We then went for a stroll to compose ourselves and re-gather our purpose. Strictly speaking, we’d spent too much time on just one interview. I was essentially happy with it but it was a big chunk of the day with just one interview to show for it.
We went for a drink near Wollendorf Platz bahnhof. It was easily recognisable as a gay area. We stopped at a bar, did some cutaways, a few bits to camera and set off back to Kreuzberg.
We grabbed something at the Vietnamese shack, did some bits to camera and phoned Stefan Eix. Phil suggested a set up of the phone call on camera. He had a pretend call in mind followed by a piece to camera to explain the plans for the following day. Between us we made a terrible hash of these scenes. On the bright side, we did manage to get some of the funniest out-takes of the trip so far.

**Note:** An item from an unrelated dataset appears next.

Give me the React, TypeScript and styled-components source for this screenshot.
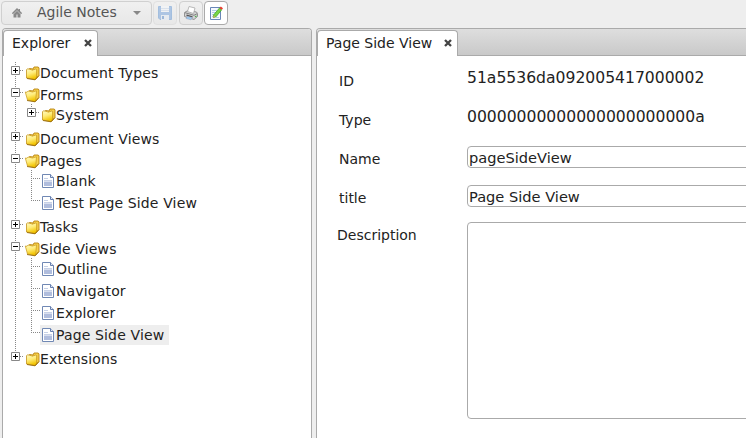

We then went back to Henning’s. He was in a great mood. We showed him our out-takes and drank some red wine. At about 1am we called it a day and went to bed. Knackered.
The day had been testing and tiring. I felt like we’d been blown off course slightly. The project was still shipshape and watertight, but I wanted to make sure that Sunday would be a chance to make up for lost time.
I couldn’t put my finger on what Stefan Eix could add to the repertoire of interviews. But from the moment I’d spoken to him on Skype, I set aside some time to see him. He was the first Berliner I’d spoken to about the whole project and he was so supportive and encouraging. We ended up talking until about 1am. I felt sure he would add a great ingredient to the mix. Things had been getting quite specifically political and that wasn’t what I wanted or originally planned. I hope my confidence in Stefan will be justified. As time progresses I’m becoming a little more anxious about whether I’m getting what I need to make an end result.
We’ll have to wait and see but essentially I’m making things up as I go along. It isn’t very professional but it’s all valid stuff. One of the points of the project is for me to travel along the filmmaking learning curve. However, the main thing was to make something worth all this effort. Something I can actually show as an end product.